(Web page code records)
>> START
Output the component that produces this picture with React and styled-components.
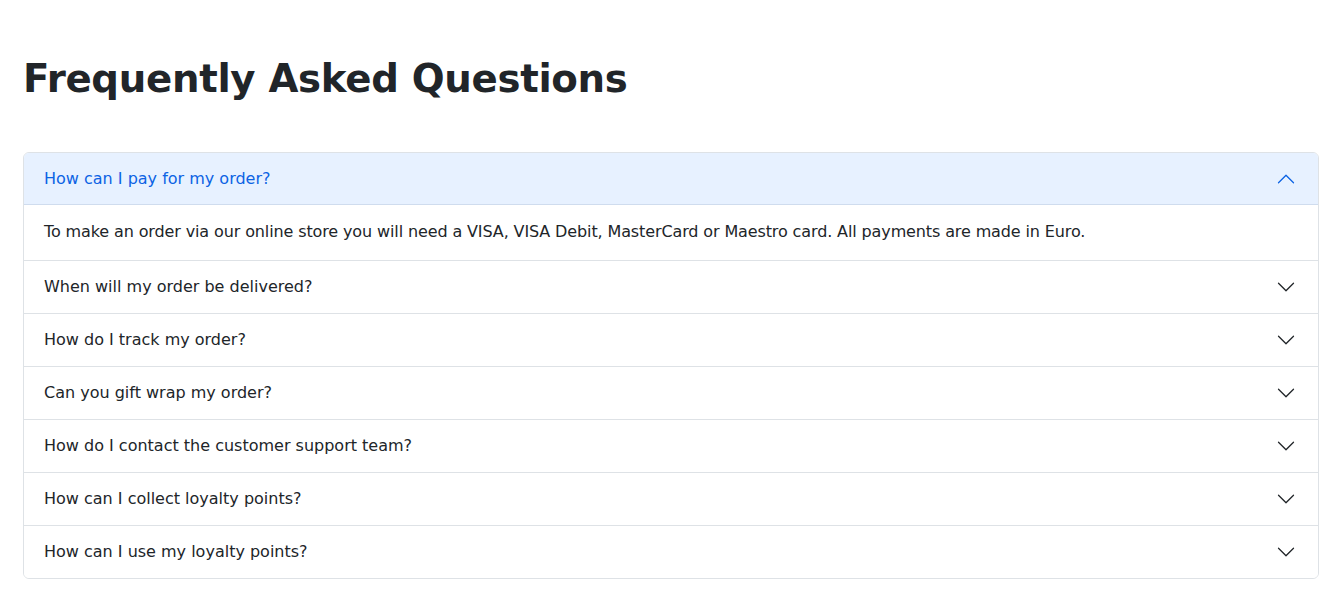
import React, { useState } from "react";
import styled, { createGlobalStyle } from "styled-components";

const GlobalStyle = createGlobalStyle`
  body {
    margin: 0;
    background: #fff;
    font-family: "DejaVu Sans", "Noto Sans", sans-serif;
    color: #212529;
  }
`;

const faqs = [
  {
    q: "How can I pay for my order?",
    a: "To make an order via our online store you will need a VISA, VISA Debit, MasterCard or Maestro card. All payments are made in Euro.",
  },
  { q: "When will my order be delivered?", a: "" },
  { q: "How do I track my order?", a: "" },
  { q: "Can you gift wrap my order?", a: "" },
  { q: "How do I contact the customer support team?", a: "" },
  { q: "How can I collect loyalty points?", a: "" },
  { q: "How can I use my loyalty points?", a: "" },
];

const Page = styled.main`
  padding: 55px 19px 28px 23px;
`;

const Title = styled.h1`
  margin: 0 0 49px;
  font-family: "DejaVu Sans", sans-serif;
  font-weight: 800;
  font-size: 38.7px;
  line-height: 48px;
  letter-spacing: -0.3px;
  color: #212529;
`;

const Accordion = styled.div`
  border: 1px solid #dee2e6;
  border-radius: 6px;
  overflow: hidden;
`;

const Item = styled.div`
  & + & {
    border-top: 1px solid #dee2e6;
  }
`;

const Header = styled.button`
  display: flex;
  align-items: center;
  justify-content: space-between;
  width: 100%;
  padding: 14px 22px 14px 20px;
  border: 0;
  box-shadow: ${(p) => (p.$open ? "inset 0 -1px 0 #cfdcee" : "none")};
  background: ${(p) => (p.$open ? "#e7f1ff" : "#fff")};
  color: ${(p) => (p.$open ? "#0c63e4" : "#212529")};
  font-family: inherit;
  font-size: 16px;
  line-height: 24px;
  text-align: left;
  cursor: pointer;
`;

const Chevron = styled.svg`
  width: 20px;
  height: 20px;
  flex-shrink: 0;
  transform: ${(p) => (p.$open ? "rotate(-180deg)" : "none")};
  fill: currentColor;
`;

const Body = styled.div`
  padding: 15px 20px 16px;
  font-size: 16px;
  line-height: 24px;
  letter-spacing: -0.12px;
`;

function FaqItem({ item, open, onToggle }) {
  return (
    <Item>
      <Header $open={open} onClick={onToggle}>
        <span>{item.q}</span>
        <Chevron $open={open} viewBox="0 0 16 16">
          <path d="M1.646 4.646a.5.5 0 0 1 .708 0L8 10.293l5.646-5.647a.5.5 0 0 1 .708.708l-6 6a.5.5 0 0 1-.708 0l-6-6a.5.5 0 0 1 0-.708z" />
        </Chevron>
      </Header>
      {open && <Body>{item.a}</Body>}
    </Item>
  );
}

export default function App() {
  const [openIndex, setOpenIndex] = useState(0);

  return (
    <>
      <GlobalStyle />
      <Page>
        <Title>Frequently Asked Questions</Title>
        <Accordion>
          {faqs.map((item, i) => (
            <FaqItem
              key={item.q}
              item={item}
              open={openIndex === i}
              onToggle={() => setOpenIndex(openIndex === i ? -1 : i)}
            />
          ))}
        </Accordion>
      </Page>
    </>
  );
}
>> END
>> START
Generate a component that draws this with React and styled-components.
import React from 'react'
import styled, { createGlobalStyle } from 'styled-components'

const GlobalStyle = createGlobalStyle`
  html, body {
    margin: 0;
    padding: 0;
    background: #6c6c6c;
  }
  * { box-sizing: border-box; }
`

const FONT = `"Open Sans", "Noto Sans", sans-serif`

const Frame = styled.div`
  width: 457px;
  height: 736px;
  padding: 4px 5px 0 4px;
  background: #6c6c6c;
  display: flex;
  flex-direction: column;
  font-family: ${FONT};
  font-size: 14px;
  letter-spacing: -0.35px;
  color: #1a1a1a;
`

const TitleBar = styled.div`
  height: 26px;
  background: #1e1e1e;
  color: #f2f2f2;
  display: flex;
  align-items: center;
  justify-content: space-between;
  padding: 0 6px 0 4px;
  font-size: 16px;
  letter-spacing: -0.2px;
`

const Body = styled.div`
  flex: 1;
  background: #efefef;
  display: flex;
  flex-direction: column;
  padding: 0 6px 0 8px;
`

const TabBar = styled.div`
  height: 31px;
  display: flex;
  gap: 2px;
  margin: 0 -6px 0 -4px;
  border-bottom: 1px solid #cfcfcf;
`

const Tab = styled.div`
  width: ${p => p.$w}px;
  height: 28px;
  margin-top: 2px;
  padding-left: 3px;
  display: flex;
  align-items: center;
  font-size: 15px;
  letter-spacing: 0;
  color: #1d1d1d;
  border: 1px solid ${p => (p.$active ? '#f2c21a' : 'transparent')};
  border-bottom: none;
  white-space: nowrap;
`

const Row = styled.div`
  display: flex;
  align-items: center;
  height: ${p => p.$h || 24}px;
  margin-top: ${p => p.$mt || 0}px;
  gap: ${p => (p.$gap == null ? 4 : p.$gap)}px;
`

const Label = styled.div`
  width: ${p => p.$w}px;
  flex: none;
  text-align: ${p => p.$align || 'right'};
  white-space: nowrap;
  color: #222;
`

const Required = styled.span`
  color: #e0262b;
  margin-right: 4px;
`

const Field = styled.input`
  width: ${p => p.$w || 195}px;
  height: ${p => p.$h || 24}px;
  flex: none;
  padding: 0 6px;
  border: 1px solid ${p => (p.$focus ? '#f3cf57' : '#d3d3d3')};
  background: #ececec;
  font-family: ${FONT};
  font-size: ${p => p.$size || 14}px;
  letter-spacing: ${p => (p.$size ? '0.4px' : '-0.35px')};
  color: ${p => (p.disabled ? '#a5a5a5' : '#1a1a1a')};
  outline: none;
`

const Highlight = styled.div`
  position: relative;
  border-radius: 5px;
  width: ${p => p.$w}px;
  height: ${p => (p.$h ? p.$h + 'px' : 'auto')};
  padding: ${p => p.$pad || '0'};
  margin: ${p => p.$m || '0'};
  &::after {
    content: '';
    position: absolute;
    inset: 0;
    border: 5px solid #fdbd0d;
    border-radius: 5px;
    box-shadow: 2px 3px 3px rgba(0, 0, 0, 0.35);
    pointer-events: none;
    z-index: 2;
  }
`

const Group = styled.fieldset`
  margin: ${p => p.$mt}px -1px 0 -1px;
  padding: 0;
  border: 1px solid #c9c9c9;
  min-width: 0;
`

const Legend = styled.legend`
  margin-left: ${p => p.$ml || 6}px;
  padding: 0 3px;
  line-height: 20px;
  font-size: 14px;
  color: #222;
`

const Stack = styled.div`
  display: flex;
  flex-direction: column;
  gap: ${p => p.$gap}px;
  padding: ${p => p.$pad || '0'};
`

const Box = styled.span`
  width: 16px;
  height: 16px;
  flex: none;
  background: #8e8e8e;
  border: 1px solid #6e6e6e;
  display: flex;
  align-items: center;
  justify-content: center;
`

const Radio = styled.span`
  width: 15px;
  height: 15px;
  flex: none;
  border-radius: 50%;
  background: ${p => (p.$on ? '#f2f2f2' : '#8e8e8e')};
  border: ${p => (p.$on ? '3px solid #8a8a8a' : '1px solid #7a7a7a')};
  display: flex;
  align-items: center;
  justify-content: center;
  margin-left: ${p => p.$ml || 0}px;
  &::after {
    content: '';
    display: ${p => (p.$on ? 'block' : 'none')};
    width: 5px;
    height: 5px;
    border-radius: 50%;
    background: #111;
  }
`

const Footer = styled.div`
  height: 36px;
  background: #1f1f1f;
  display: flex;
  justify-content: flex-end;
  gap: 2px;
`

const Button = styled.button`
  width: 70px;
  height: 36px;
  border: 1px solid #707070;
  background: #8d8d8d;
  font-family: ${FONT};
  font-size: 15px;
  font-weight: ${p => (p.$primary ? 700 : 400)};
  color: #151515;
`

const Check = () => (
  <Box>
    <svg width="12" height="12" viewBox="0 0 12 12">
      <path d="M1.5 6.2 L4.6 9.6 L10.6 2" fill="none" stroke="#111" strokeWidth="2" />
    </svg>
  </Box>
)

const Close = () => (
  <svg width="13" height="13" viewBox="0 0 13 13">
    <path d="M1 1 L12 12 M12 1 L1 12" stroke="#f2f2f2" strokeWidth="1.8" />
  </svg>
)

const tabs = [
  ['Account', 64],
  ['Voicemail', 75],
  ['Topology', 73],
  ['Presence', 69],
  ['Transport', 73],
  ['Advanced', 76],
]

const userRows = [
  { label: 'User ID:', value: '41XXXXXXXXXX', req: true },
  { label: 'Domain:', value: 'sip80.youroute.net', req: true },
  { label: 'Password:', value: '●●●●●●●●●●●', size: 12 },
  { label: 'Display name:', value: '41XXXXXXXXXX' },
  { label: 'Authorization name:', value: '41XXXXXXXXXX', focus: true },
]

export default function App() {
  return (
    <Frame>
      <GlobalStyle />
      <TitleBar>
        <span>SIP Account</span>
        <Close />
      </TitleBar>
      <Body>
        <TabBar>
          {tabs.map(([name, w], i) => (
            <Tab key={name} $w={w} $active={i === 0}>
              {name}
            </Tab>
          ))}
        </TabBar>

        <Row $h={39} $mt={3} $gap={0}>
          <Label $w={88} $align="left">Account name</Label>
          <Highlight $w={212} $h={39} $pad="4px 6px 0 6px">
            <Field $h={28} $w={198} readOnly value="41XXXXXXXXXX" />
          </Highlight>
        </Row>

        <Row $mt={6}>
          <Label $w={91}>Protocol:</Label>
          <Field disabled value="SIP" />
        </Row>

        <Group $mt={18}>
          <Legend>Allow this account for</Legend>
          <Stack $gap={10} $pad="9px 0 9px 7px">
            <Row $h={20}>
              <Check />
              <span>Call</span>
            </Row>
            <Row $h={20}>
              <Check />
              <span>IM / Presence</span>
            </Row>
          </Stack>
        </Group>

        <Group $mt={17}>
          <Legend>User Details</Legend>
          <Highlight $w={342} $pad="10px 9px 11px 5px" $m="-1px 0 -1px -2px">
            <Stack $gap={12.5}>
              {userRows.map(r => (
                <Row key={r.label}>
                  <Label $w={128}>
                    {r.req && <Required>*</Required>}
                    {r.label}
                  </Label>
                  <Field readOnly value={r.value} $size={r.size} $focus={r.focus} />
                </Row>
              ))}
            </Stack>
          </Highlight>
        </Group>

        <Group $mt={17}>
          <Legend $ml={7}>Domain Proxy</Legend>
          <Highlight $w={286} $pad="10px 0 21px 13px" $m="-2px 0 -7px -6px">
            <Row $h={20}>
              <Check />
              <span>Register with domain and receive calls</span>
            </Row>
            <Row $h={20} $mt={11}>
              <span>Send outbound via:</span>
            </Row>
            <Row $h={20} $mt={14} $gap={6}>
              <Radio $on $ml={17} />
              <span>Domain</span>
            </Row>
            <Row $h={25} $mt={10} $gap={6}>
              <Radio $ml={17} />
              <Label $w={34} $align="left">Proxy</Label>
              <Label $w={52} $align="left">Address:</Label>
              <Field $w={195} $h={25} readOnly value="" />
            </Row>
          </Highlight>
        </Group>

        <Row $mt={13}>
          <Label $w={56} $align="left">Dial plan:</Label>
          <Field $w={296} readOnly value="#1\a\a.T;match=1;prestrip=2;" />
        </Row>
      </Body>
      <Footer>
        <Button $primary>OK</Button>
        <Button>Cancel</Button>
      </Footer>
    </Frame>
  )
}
>> END
Select every line of the material above holding the word "React" and copy it.

* [Solution to this problem]:
Output the component that produces this picture with React and styled-components.
import React, { useState } from "react";
Generate a component that draws this with React and styled-components.
import React from 'react'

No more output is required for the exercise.